Pow and Hongzi Mao, co-founders of Hologram, began working on the project in December 2021. Before Hologram, Pow built consumer-facing crypto products at 0x Labs and 3D digital twin applications at an ML robotics startup, while Mao did research on machine learning and video processing in places like DeepMind and MIT, with thousands of citations under his belt.

After meeting in South Park Commons, they started Hologram and made rapid progress on both product development and partnership front towards becoming the go-to solution for bringing online communities and brands to life.

Hologram said it is building an all-in-one platform for virtual beings. Leveraging the latest developments in 3D, machine learning and web3, Hologram empowers any online community to create and engage with highly immersive digital characters, goods and experiences at scale. Users can connect with others, create content and build their brand on any video or gaming platform, like Zoom, Twitch, VR chat and hundreds more as their digital characters with one click.

“What that means is that we’re building the creation framework to enable any online community to create digital characters, wearables and just digital assets at scale,” Pow said. “And also building the tooling to enable any user to become their virtual characters and visual identities on with one click on any video platform.”

Hologram founders
Hologram founders Hongzi Mao (left) and Tong Pow.

Pow notes that the promise of the metaverse is to make worlds where you can be anyone you want to be.

“And so the idea of pseudonymity. And we’re really, we really take from that angle,” Pow said. “So starting with video, which is the most accessible and engaging medium for communication and self expression, we are building essentially the infrastructure layer to enable anyone to become their digital identities.”

Right now, the company supports both 2D and 3D avatars. Pow believes that avatars help create a sense of presence, that you’ve been transported to some other place in the metaverse. And it makes sense to use NFT art and other imagery that people think of as representing their personalities. Yet with video calls, people are forced to show themselves on camera, and that makes some people uncomfortable.

For Google Meet calls, Hologram has created a Chrome extension that enables the app to see the avatars owned in a crypto wallet. So it can see which NFTs that you own, and then it can take one of those avatars and turn them into what the company calls “holograms.” Then Hologram brings life to that image as an animated avatar, and it can move the mouth of the character in lip-sync as you speak.

Thanks to its partnerships, users now have access to tens of thousands of avatars that they have created across various platforms.

“What we sell directly is utility for your NFTs,” Pow said.

The company is generating revenue through its partnerships with various NFT and avatar makers.

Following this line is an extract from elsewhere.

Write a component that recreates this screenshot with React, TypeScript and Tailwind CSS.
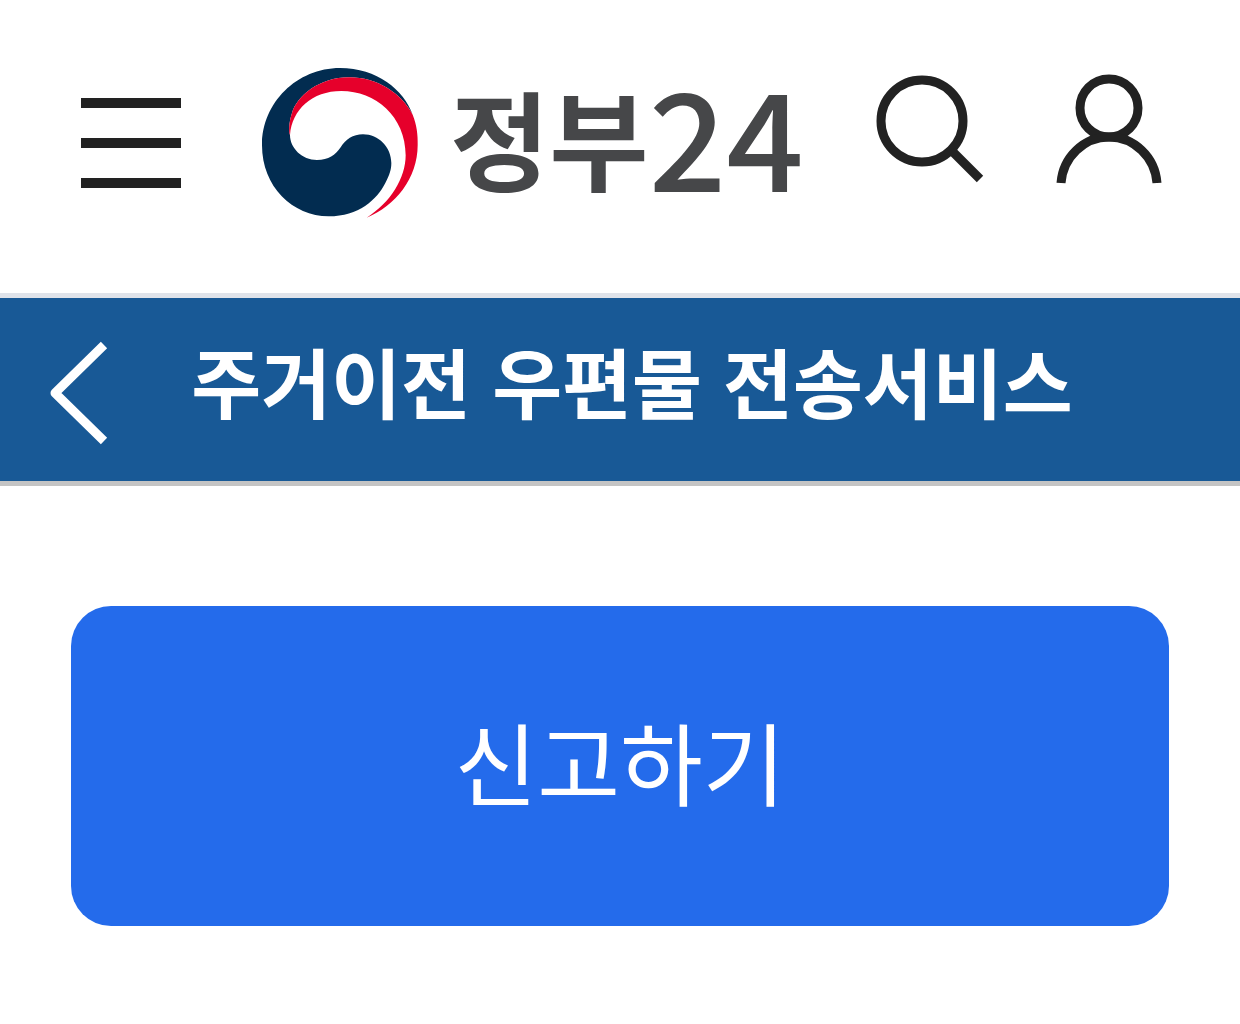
import React from "react";

const MenuIcon: React.FC = () => (
  <svg width="102" height="150" viewBox="0 0 102 150" fill="#222" aria-hidden="true">
    <path d="M1 30h100v10H1zM1 70h100v10H1zM1 110h100v10H1z" />
  </svg>
);

const Emblem: React.FC = () => (
  <svg width="156" height="150" viewBox="0 0 468 450" aria-hidden="true">
    <path
      fill="#022c50"
      d="M452 140C425 65 345 0 234 0C105 0 0 104 0 232C0 356 92 445 200 445C290 445 345 395 370 345C383 320 388 305 388 285C388 238 350 199 303 199C273 199 250 215 236 238C220 262 200 276 165 276C120 276 84 240 84 201C80 190 80 165 90 135C105 85 170 28 262 28C345 28 418 75 452 140Z"
    />
    <path
      fill="#e6002b"
      d="M84 201C80 190 80 165 90 135C105 85 170 28 262 28C345 28 418 75 452 140C464 170 468 200 467 232C467 330 400 415 314 449C385 405 431 330 431 262C431 145 340 69 238 69C150 69 90 125 84 201Z"
    />
  </svg>
);

const SearchIcon: React.FC = () => (
  <svg width="108" height="150" viewBox="0 0 108 150" fill="none" stroke="#222" strokeWidth="9" aria-hidden="true">
    <circle cx="46" cy="53" r="41" />
    <path d="M76 83l28 28" />
  </svg>
);

const UserIcon: React.FC = () => (
  <svg width="108" height="150" viewBox="0 0 108 150" fill="none" stroke="#222" strokeWidth="9" aria-hidden="true">
    <circle cx="54" cy="40" r="29" />
    <path d="M6 115C8 89 29 69 54 69S100 89 102 115" />
  </svg>
);

const BackIcon: React.FC = () => (
  <svg width="60" height="104" viewBox="0 0 60 104" fill="none" stroke="#fff" strokeWidth="9" aria-hidden="true">
    <path d="M56 4L7 52l49 48" strokeLinejoin="round" />
  </svg>
);

const App: React.FC = () => {
  return (
    <div className="min-h-screen bg-white font-['Noto_Sans_CJK_KR',sans-serif]">
      {/* Header */}
      <header className="flex items-start border-b-5 border-[#dfe3ea] pt-[68px] pr-[77px] pb-[75px] pl-20">
        <button type="button" aria-label="전체메뉴">
          <MenuIcon />
        </button>
        <a href="#" className="ml-20 flex h-[150px] items-start gap-8 text-[#464749]">
          <Emblem />
          <span className="flex items-start whitespace-nowrap">
            <span className="text-[108px] leading-[136px] font-bold">정부</span>
            <span className="text-[136px] leading-[130px] font-medium">24</span>
          </span>
        </a>
        <div className="ml-auto flex gap-[71px]">
          <button type="button" aria-label="검색">
            <SearchIcon />
          </button>
          <button type="button" aria-label="로그인">
            <UserIcon />
          </button>
        </div>
      </header>

      {/* Page title */}
      <div className="flex items-start border-b-5 border-[#c4c4c4] bg-[#185996] px-12 pt-[43px] pb-9 text-white">
        <button type="button" aria-label="이전">
          <BackIcon />
        </button>
        <h1 className="flex-1 pr-9 text-center font-['Liberation_Sans','Noto_Sans_CJK_KR',sans-serif] text-[76px] leading-[92px] font-bold">
          주거이전 우편물 전송서비스
        </h1>
      </div>

      <main className="px-[71px] py-[120px]">
        <button type="button" className="h-80 w-full rounded-[40px] bg-[#246beb] pb-3 text-[90px] text-white">
          신고하기
        </button>
      </main>
    </div>
  );
};

export default App;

In the long term, it hopes to directly monetize consumers around their customizations. Over time, the company hopes to make collections of avatars available to others to use, with permission.

As for competition like Ready Player Me or Genies, Pow is excited.

“I’m very excited about the fact that there are more avatar creation companies creating their own IP, their own brands,” he said. “With Hologram what we’re thinking about is really about supporting yourself and self-expression, and enabling that in immersive experiences.”

Hologram also hopes to score points among influencers and Vtubers, or the virtual characters that people use to express their personalities on livestreams and recorded videos. Vtubers have taken off in a dramatic fashion in Asia.

The company has a team of six people now and it is hiring.

The company has contracts that require users to respect intellectual property, so it’s not OK to use avatars that infringe on someone else’s copyright without permission. Hologram will have to enforce that.

Pow grew up in Shenzhen, China and he loved playing Chinese massively multiplayer online role-playing games, and he thought of these as the metaverse when he was young. The main fantasy was to become someone else in a virtual world. Extending that to the current idea of the metaverse, whether it is on 2D screens or in virtual reality or augmnted reality, Pow believes the self-expression part is even more important.

“I believe that these identities really matter,” Pow said.

Pow admits he is very embedded in sci-fi and crypto culture, and so wearing an avatar is perfectly normal to him and his friends. He can feel self-conscious if he shows his real face in business calls, and he thinks a lot of people might feel that way. On the other hand, business meetings often require trust and so business people may want to show their real faces. Pow points out that many people are recognizable for the work they’ve done and their reputations, and so they may not need to show their faces in calls.